[Exercise task]: Please give the count of lines holding the string "with" and nothing besides.
— BEGIN Provided information —
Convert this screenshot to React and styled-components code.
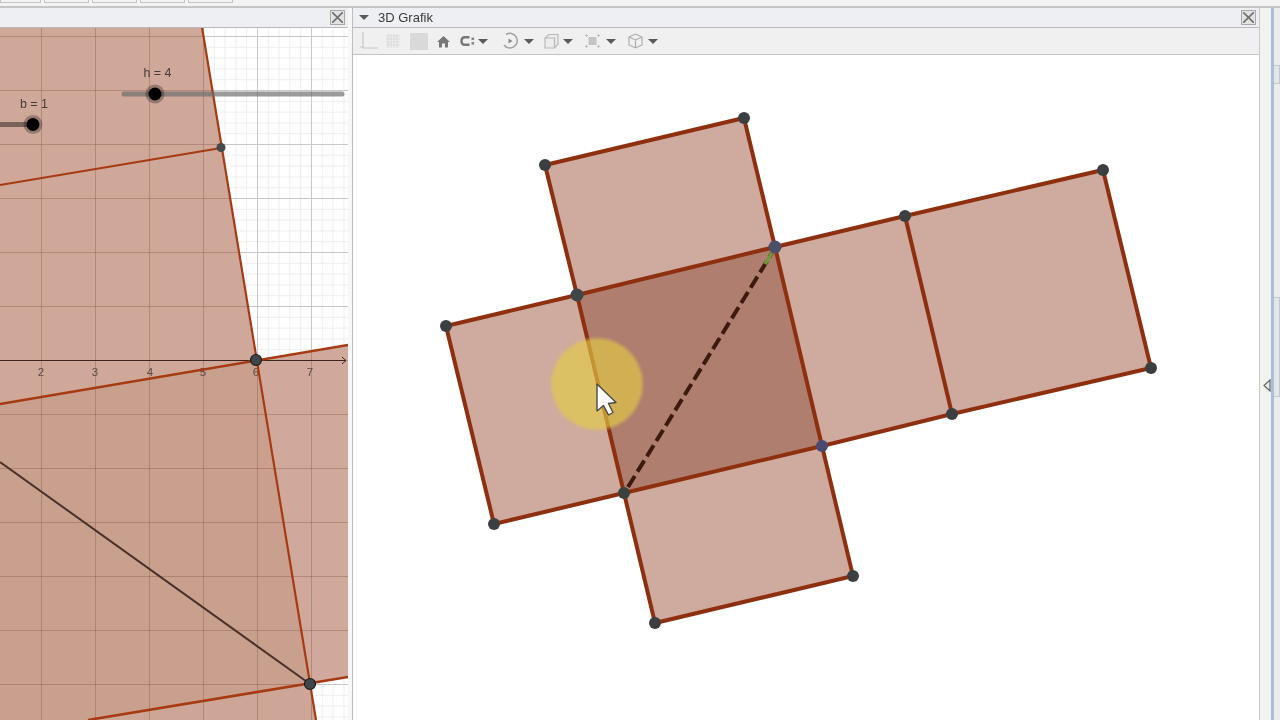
import React from "react";
import styled, { createGlobalStyle } from "styled-components";

const Global = createGlobalStyle`
  html, body { margin: 0; padding: 0; width: 1280px; height: 720px; overflow: hidden; background: #f1f1f1; }
  #root { width: 1280px; height: 720px; }
`;

const Page = styled.div`
  width: 1280px; height: 720px; display: flex; flex-direction: column; overflow: hidden;
  background: #f1f1f1; font-family: "Liberation Sans", Arial, sans-serif; filter: blur(0.5px);
`;
const TopStrip = styled.div`
  height: 6px; display: flex; gap: 3px; align-items: flex-start; background: #f3f3f3; border-bottom: 2px solid #c4c4c4; flex: none;
`;
const TopTab = styled.div`
  width: ${p => p.$w}px; height: 2px; background: #f3f3f3; border: 1px solid #c4c4c4; border-top: 0;
`;
const Workspace = styled.div`flex: 1; display: flex; min-height: 0;`;
const LeftPanel = styled.section`
  width: 348px; flex: none; display: flex; flex-direction: column;
`;
const Splitter = styled.div`
  width: 4px; flex: none; background: #f7f7f7; border-right: 1px solid #bdbdbd;
`;
const RightPanel = styled.section`
  width: 906px; flex: none; display: flex; flex-direction: column; background: #fff;
`;
const PanelHeader = styled.header`
  height: 19px; flex: none; display: flex; align-items: center; justify-content: space-between;
  padding: 0 3px 0 6px; background: #eeeff2; border-bottom: 1px solid #b9b9b9;
`;
const HeaderTitle = styled.div`display: flex; align-items: center; gap: 9px; font-size: 13px; color: #3a3a3a;`;
const Caret = styled.span`
  display: inline-block; flex: none; width: 0; height: 0; border-left: ${p => p.$s}px solid transparent;
  border-right: ${p => p.$s}px solid transparent; border-top: ${p => p.$s}px solid #5a5a5a;
`;
const CloseButton = styled.div`
  width: 13px; height: 13px; border: 1px solid #a8a8a8; background: #e2e2e2; display: flex; align-items: center; justify-content: center;
  margin-left: auto;
`;
const Toolbar = styled.div`
  height: 26px; flex: none; display: flex; align-items: center; padding-left: 7px;
  background: #f0f0f0; border-bottom: 1px solid #c4c4c4;
`;
const Tool = styled.div`
  display: flex; align-items: center; gap: ${p => p.$gap ?? 5}px; margin-right: ${p => p.$mr}px;
`;
const CanvasArea = styled.div`flex: 1; min-height: 0; position: relative; background: #fff; overflow: hidden;`;
const Drawing = styled.svg`display: block; width: 100%; height: 100%;`;
const RightStrip = styled.aside`
  flex: 1; display: flex; background: #f2f2ef; border-left: 1px solid #c9c9c9;
`;
const StripInner = styled.div`width: 11px; flex: none; padding: 370px 0 0 3px; box-sizing: border-box;`;
const BlueLine = styled.div`width: 3px; flex: none; background: #a6c0dc;`;
const StripEnd = styled.div`flex: 1; background: #ececec; display: flex; flex-direction: column;`;
const ScrollTab = styled.div`
  height: ${p => p.$h}px; margin-top: ${p => p.$top}px; flex: none; background: #e4e7ea; border: 1px solid #c8c8c8; border-left: 0; box-sizing: border-box;
`;

const X = () => (
  <svg width="11" height="11" viewBox="0 0 11 11"><path d="M0 0 L11 11 M11 0 L0 11" stroke="#707070" strokeWidth="1.6" /></svg>
);

const majorXs = [-12.5, 41.5, 95.5, 149.5, 203.5, 257.5, 311.5];
const majorYs = Array.from({ length: 13 }, (_, i) => 36.5 + 54 * i);
const minorXs = Array.from({ length: 34 }, (_, i) => -12.5 + 10.8 * i);
const minorYs = Array.from({ length: 65 }, (_, i) => 36.5 + 10.8 * i);

const fillShapes = {
  top: "M0 27 H202 L256 360 L0 404 Z",
  mid: "M0 404 L256 360 L310 684 L88 720 H0 Z",
  right: "M256 360 L348 345 V677 L310 684 Z",
  bottom: "M88 720 L310 684 L316 720 Z",
};

const LeftGraph = () => {
  const red = "#a63a12";
  return (
    <Drawing viewBox="0 28 348 692" preserveAspectRatio="none">
      <defs>
        <clipPath id="filled">
          {Object.values(fillShapes).map(d => <path key={d} d={d} />)}
        </clipPath>
      </defs>
      {minorXs.map(x => <line key={x} x1={x} x2={x} y1="27" y2="720" stroke="#eeeeee" />)}
      {minorYs.map(y => <line key={y} y1={y} y2={y} x1="0" x2="348" stroke="#eeeeee" />)}
      {majorXs.map(x => <line key={x} x1={x} x2={x} y1="27" y2="720" stroke="#c8c8c8" />)}
      {majorYs.map(y => <line key={y} y1={y} y2={y} x1="0" x2="348" stroke="#c8c8c8" />)}
      <path d={fillShapes.top} fill="#cfa899" />
      <path d={fillShapes.mid} fill="#c99f8e" />
      <path d={fillShapes.right} fill="#d1a99c" />
      <path d={fillShapes.bottom} fill="#cea698" />
      <g clipPath="url(#filled)" stroke="#8a5c4c" strokeOpacity="0.42">
        {majorXs.map(x => <line key={x} x1={x} x2={x} y1="27" y2="720" />)}
        {majorYs.map(y => <line key={y} y1={y} y2={y} x1="0" x2="348" />)}
      </g>
      <line x1="0" y1="360.5" x2="346" y2="360.5" stroke="#3c2420" strokeWidth="1" />
      <path d="M342 357 L346 360.5 L342 364" fill="none" stroke="#3c2420" strokeWidth="1" />
      <g fontSize="11.5" fontFamily="Liberation Sans, Arial, sans-serif" fill="#5a4a44" textAnchor="middle">
        <text x="41" y="376">2</text><text x="95" y="376">3</text><text x="150" y="376">4</text>
        <text x="203" y="376">5</text><text x="256" y="376">6</text><text x="310" y="376">7</text>
      </g>
      <line x1="0" y1="462" x2="310" y2="684" stroke="#4a3028" strokeWidth="2" />
      <g stroke={red} strokeWidth="2.2" fill="none">
        <path d="M202 27 L316 720" />
        <path d="M0 185 L221 148" />
        <path d="M0 404 L348 345" strokeWidth="2.6" />
        <path d="M88 720 L348 677" strokeWidth="2.6" />
      </g>
      <line x1="124" y1="94" x2="342" y2="94" stroke="#6b6b6b" strokeOpacity="0.68" strokeWidth="5" strokeLinecap="round" />
      <line x1="0" y1="124.5" x2="30" y2="124.5" stroke="#5e4a44" strokeOpacity="0.75" strokeWidth="5" />
      <circle cx="155" cy="94" r="9.5" fill="#000" fillOpacity="0.28" />
      <circle cx="155" cy="94" r="6.5" fill="#000" />
      <circle cx="33" cy="124.5" r="9.5" fill="#000" fillOpacity="0.28" />
      <circle cx="33" cy="124.5" r="6.5" fill="#000" />
      <g fontSize="12.5" fontFamily="Liberation Sans, Arial, sans-serif" fill="#443c38" textAnchor="middle">
        <text x="157.5" y="77">h = 4</text>
        <text x="34" y="108">b = 1</text>
      </g>
      <circle cx="221" cy="147.5" r="4.5" fill="#454a4a" />
      <circle cx="256" cy="360" r="5.5" fill="#40464c" stroke="#1c1c1c" strokeWidth="1.2" />
      <circle cx="310" cy="684" r="5.5" fill="#40464c" stroke="#1c1c1c" strokeWidth="1.2" />
    </Drawing>
  );
};

const netPoints = [[545,165],[744,118],[1103,170],[905,216],[1151,368],[952,414],[853,576],[655,623],[494,524],[446,326]];

const RightGraph = () => {
  const red = "#8e3010";
  const outline = "M545 165 L744 118 L775 247 L905 216 L1103 170 L1151 368 L952 414 L822 446 L853 576 L655 623 L624 493 L494 524 L446 326 L577 295 Z";
  return (
    <Drawing viewBox="353 55 906 665" preserveAspectRatio="none">
      <defs>
        <radialGradient id="spot">
          <stop offset="0.9" stopColor="#e4cc44" stopOpacity="0.64" />
          <stop offset="1" stopColor="#e4cc44" stopOpacity="0" />
        </radialGradient>
      </defs>
      <path d={outline} fill="#cfaa9e" />
      <path d="M577 295 L775 247 L822 446 L624 493 Z" fill="#b07e6e" />
      <g stroke={red} strokeWidth="4" fill="none" strokeLinecap="round">
        <path d={outline} />
        <path d="M577 295 L775 247" />
        <path d="M577 295 L624 493" />
        <path d="M775 247 L822 446" />
        <path d="M905 216 L952 414" />
        <path d="M624 493 L822 446" />
      </g>
      <line x1="628" y1="487" x2="772" y2="253" stroke="#3d1a10" strokeWidth="4" strokeDasharray="13 5" />
      <line x1="772" y1="253" x2="765" y2="264" stroke="#6f9a3a" strokeWidth="3.5" />
      <circle cx="597" cy="384" r="48" fill="url(#spot)" />
      {netPoints.map(([x, y]) => <circle key={`${x}-${y}`} cx={x} cy={y} r="6" fill="#3c3f42" />)}
      <circle cx="577" cy="295" r="6.5" fill="#3f4648" />
      <circle cx="775" cy="247" r="6.5" fill="#4b4f66" />
      <circle cx="822" cy="446" r="6" fill="#4a4a70" />
      <circle cx="624" cy="493" r="6" fill="#3a4240" />
      <path d="M597 384 L597 411 L603.5 405.5 L608.5 415 L613 412.5 L608.5 403.5 L616 402.5 Z" fill="#fdfdfd" stroke="#4a4a4a" strokeWidth="1.4" strokeLinejoin="round" />
    </Drawing>
  );
};

const ToolCaret = () => <Caret $s={5} />;

export default function App() {
  return (
    <Page>
      <Global />
      <TopStrip>
        <TopTab $w={39} /><TopTab $w={43} /><TopTab $w={43} /><TopTab $w={43} /><TopTab $w={43} />
      </TopStrip>
      <Workspace>
        <LeftPanel>
          <PanelHeader>
            <CloseButton><X /></CloseButton>
          </PanelHeader>
          <CanvasArea><LeftGraph /></CanvasArea>
        </LeftPanel>
        <Splitter />
        <RightPanel>
          <PanelHeader>
            <HeaderTitle><Caret $s={5} />3D Grafik</HeaderTitle>
            <CloseButton><X /></CloseButton>
          </PanelHeader>
          <Toolbar>
            <Tool $mr={7}>
              <svg width="18" height="18" viewBox="0 0 18 18"><path d="M3 0 V16 H18 M0 15 H3" fill="none" stroke="#c6c6c6" strokeWidth="1.2" /></svg>
            </Tool>
            <Tool $mr={9}>
              <svg width="16" height="16" viewBox="0 0 16 16"><path d="M1 3H15M1 6H15M1 9H15M1 12H15M3 1V15M6 1V15M9 1V15M12 1V15" stroke="#d8d8d8" strokeWidth="1" fill="none" /></svg>
            </Tool>
            <Tool $mr={9}>
              <svg width="18" height="17" viewBox="0 0 18 17"><rect width="18" height="17" fill="#d9d9d9" /></svg>
            </Tool>
            <Tool $mr={10}>
              <svg width="13" height="13" viewBox="0 0 13 13"><path d="M6.5 1 L13 7 H11 V12.5 H8 V8.5 H5 V12.5 H2 V7 H0 Z" fill="#777" /></svg>
            </Tool>
            <Tool $mr={13} $gap={3}>
              <svg width="15" height="12" viewBox="0 0 15 12"><path d="M9.5 2.2 H5 Q1.5 2.2 1.5 6 Q1.5 9.8 5 9.8 H9.5" fill="none" stroke="#777" strokeWidth="2.4" /><rect x="11.5" y="2.5" width="2.6" height="2.6" fill="#888" /><rect x="11.5" y="7" width="2.6" height="2.6" fill="#888" /></svg>
              <ToolCaret />
            </Tool>
            <Tool $mr={10} $gap={6}>
              <svg width="17" height="18" viewBox="0 0 17 18"><path d="M5 2.5 A7.3 7.3 0 1 1 3 13" fill="none" stroke="#a0a0a0" strokeWidth="1.5" /><path d="M7.5 6.5 L11.5 9 L7.5 11.5 Z" fill="#8a8a8a" /></svg>
              <ToolCaret />
            </Tool>
            <Tool $mr={12} $gap={4}>
              <svg width="15" height="16" viewBox="0 0 15 16"><path d="M1 5 L5 1.5 H14 V11 L10.5 15 H1 Z M1 5 H10.5 V15" fill="#ececec" stroke="#b8b8b8" strokeWidth="1.2" /></svg>
              <ToolCaret />
            </Tool>
            <Tool $mr={12} $gap={6}>
              <svg width="15" height="16" viewBox="0 0 15 16"><rect x="3.5" y="4" width="8" height="8" fill="#c4c4c4" /><path d="M0 2.5H3M1.5 1V4M12 2.5H15M13.5 1V4M0 13.5H3M1.5 12V15M12 13.5H15M13.5 12V15" stroke="#c0c0c0" strokeWidth="1" /></svg>
              <ToolCaret />
            </Tool>
            <Tool $gap={5}>
              <svg width="15" height="16" viewBox="0 0 15 16"><path d="M7.5 1 L14 4 V12 L7.5 15 L1 12 V4 Z M1 4 L7.5 7 L14 4 M7.5 7 V15" fill="none" stroke="#aaaaaa" strokeWidth="1.1" /></svg>
              <ToolCaret />
            </Tool>
          </Toolbar>
          <CanvasArea><RightGraph /></CanvasArea>
        </RightPanel>
        <RightStrip>
          <StripInner>
            <svg width="8" height="13" viewBox="0 0 8 13"><path d="M7 1 L1 6.5 L7 12 Z" fill="#ececec" stroke="#666" strokeWidth="1.2" /></svg>
          </StripInner>
          <BlueLine />
          <StripEnd>
            <ScrollTab $top={57} $h={19} />
            <ScrollTab $top={213} $h={100} />
          </StripEnd>
        </RightStrip>
      </Workspace>
    </Page>
  );
}
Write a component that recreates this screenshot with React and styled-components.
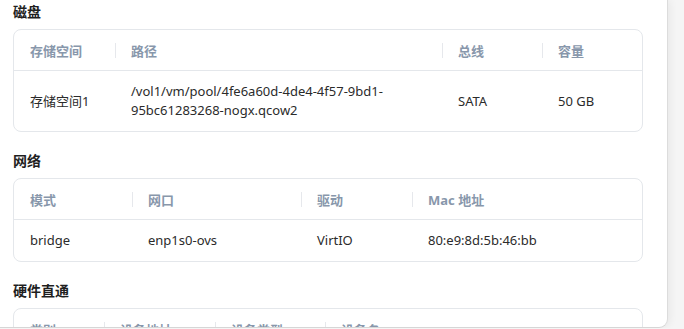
import styled, { createGlobalStyle } from 'styled-components';

const GlobalStyle = createGlobalStyle`
  html, body {
    margin: 0;
    padding: 0;
    background: #f5f5f5;
    overflow: hidden;
  }
  body {
    font-family: "Noto Sans", "Noto Sans CJK SC", sans-serif;
  }
`;

const Panel = styled.div`
  width: 668px;
  height: 328px;
  box-sizing: border-box;
  background: #fff;
  border-right: 1px solid #dcdcdc;
  border-bottom: 1px solid #d6d6d6;
  border-bottom-right-radius: 9px;
  box-shadow: 2px 0 8px rgba(0, 0, 0, 0.06);
  overflow: hidden;
  padding: 2px 24px 0 13px;
`;

const Section = styled.section`
  margin-bottom: 19px;
`;

const Title = styled.h4`
  margin: 0 0 7px;
  font-size: 14px;
  line-height: 20px;
  font-weight: 700;
  color: #1f1f1f;
`;

const Card = styled.div`
  border: 1px solid #e4e7eb;
  border-radius: 8px;
  overflow: hidden;
`;

const Row = styled.div`
  display: grid;
  grid-template-columns: ${({ $cols }) => $cols};
  align-items: center;
  min-height: 40px;
  border-bottom: ${({ $head }) => ($head ? '1px solid #e4e7eb' : 'none')};
`;

const HeadCell = styled.div`
  position: relative;
  padding: 1px 16px 0;
  font-size: 13px;
  font-weight: 700;
  color: #8897ab;
  line-height: 20px;

  & + &::before {
    content: '';
    position: absolute;
    left: 0;
    top: 50%;
    height: 15px;
    margin-top: -7px;
    width: 1px;
    background: #e6e8ec;
  }
`;

const Cell = styled.div`
  padding: 11px 16px;
  font-size: 13px;
  line-height: 19px;
  color: #2b2b2b;
  overflow-wrap: anywhere;
`;

const sections = [
  {
    title: '磁盘',
    cols: '101px 327px 100px 1fr',
    head: ['存储空间', '路径', '总线', '容量'],
    rows: [
      ['存储空间1', '/vol1/vm/pool/4fe6a60d-4de4-4f57-9bd1-95bc61283268-nogx.qcow2', 'SATA', '50 GB'],
    ],
  },
  {
    title: '网络',
    cols: '118px 169px 111px 1fr',
    head: ['模式', '网口', '驱动', 'Mac 地址'],
    rows: [['bridge', 'enp1s0-ovs', 'VirtIO', '80:e9:8d:5b:46:bb']],
  },
  {
    title: '硬件直通',
    cols: '90px 111px 110px 1fr',
    head: ['类别', '设备地址', '设备类型', '设备名'],
    rows: [],
  },
];

export default function App() {
  return (
    <>
      <GlobalStyle />
      <Panel>
        {sections.map((s) => (
          <Section key={s.title}>
            <Title>{s.title}</Title>
            <Card>
              <Row $cols={s.cols} $head>
                {s.head.map((h) => (
                  <HeadCell key={h}>{h}</HeadCell>
                ))}
              </Row>
              {s.rows.map((r, i) => (
                <Row key={i} $cols={s.cols}>
                  {r.map((c, j) => (
                    <Cell key={j}>{c}</Cell>
                  ))}
                </Row>
              ))}
            </Card>
          </Section>
        ))}
      </Panel>
    </>
  );
}
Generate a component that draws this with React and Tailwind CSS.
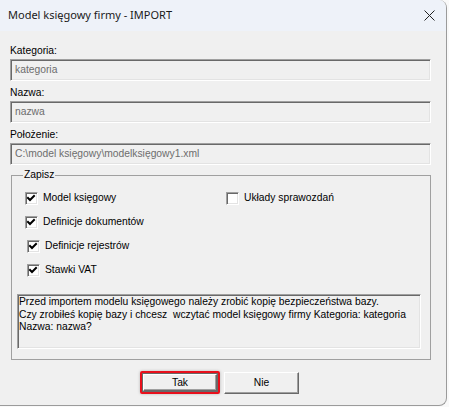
import React from 'react';

const sunken =
  'border border-t-[#a0a0a0] border-l-[#a0a0a0] border-r-white border-b-white shadow-[inset_1px_1px_0_#696969,inset_-1px_-1px_0_#e3e3e3]';

const Field = ({ label, value }) => (
  <div>
    <div className="h-[20px] flex items-end pb-[3px] leading-none">{label}</div>
    <div className={`h-[22px] flex items-center pl-[4px] text-[#6d6d6d] ${sunken}`}>{value}</div>
  </div>
);

const CheckBox = ({ checked }) => (
  <div className={`w-[13px] h-[13px] bg-white ${sunken}`}>
    {checked && (
      <svg width="11" height="11" viewBox="0 0 11 11" className="block">
        <path d="M2 5 L4 7 L8 3" stroke="#000" strokeWidth="2" fill="none" strokeLinecap="square" />
      </svg>
    )}
  </div>
);

const CheckRow = ({ label, checked, offset }) => (
  <div className={`h-[24px] flex items-center gap-[5px] ${offset ? 'pl-[2px]' : ''}`}>
    <CheckBox checked={checked} />
    <span>{label}</span>
  </div>
);

const Button = ({ children, focused }) => {
  const inner = (
    <div className="w-full h-full flex items-center justify-center border border-t-white border-l-white border-r-[#696969] border-b-[#696969] shadow-[inset_-1px_-1px_0_#a0a0a0]">
      {children}
    </div>
  );
  if (focused) {
    return (
      <div className="w-[80px] h-[23px] border-2 border-[#e8101c] rounded-[2px] shadow-[0_0_3px_rgba(0,0,0,0.25)]">
        <div className="w-full h-full border border-[#696969]">{inner}</div>
      </div>
    );
  }
  return <div className="w-[75px] h-[22px]">{inner}</div>;
};

export default function App() {
  return (
    <div className="w-[449px] h-[407px] bg-[#f9f9f9]">
      <div
        className="w-[447px] h-[406px] bg-[#f0f0f0] border-r border-b border-[#9b9b9b] rounded-tr-lg rounded-br-lg overflow-hidden flex flex-col text-[10.3px] text-black"
        style={{ fontFamily: '"Liberation Sans", Arial, sans-serif' }}
      >
        {/* Title bar */}
        <div className="h-[31px] shrink-0 bg-[#eef2f9] flex items-center justify-between pl-[8px] pr-[11px]">
          <span className="text-[11px] text-[#1a1a1a]" style={{ fontFamily: '"Noto Sans", sans-serif' }}>
            Model księgowy firmy - IMPORT
          </span>
          <svg width="11" height="11" viewBox="0 0 11 11">
            <path d="M0.5 0.5 L10.5 10.5 M10.5 0.5 L0.5 10.5" stroke="#222" strokeWidth="1" />
          </svg>
        </div>

        {/* Body */}
        <div className="pl-[10px] pr-[15px] pt-[8px]">
          <Field label="Kategoria:" value="kategoria" />
          <Field label="Nazwa:" value="nazwa" />
          <Field label="Położenie:" value="C:\model księgowy\modelksięgowy1.xml" />

          <fieldset className="mt-[4px] ml-[1px] border border-[#a0a0a0] pl-[5px] pr-[9px] pb-[10px]">
            <legend className="ml-[6px] px-[1px] leading-[12px]">Zapisz</legend>
            <div className="flex pl-[8px] pt-[5px]">
              <div className="w-[201px]">
                <CheckRow label="Model księgowy" checked />
                <CheckRow label="Definicje dokumentów" checked />
                <CheckRow label="Definicje rejestrów" checked offset />
                <CheckRow label="Stawki VAT" checked offset />
              </div>
              <div>
                <CheckRow label="Układy sprawozdań" />
              </div>
            </div>
            <div className={`mt-[12px] h-[55px] pl-[1px] pt-[1px] leading-[12.5px] ${sunken}`}>
              <div className="whitespace-pre">Przed importem modelu księgowego należy zrobić kopię bezpieczeństwa bazy.</div>
              <div className="whitespace-pre">Czy zrobiłeś kopię bazy i chcesz  wczytać model księgowy firmy Kategoria: kategoria</div>
              <div className="whitespace-pre">Nazwa: nazwa?</div>
            </div>
          </fieldset>

          <div className="mt-[11px] flex items-start gap-[4px] pl-[130px]">
            <Button focused>Tak</Button>
            <div className="mt-[1px]">
              <Button>Nie</Button>
            </div>
          </div>
        </div>
      </div>
    </div>
  );
}
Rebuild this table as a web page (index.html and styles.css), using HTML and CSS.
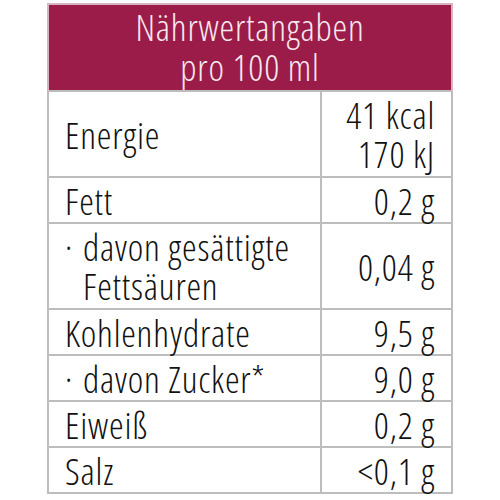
— END Provided information —
[Answer for this exercise]: 2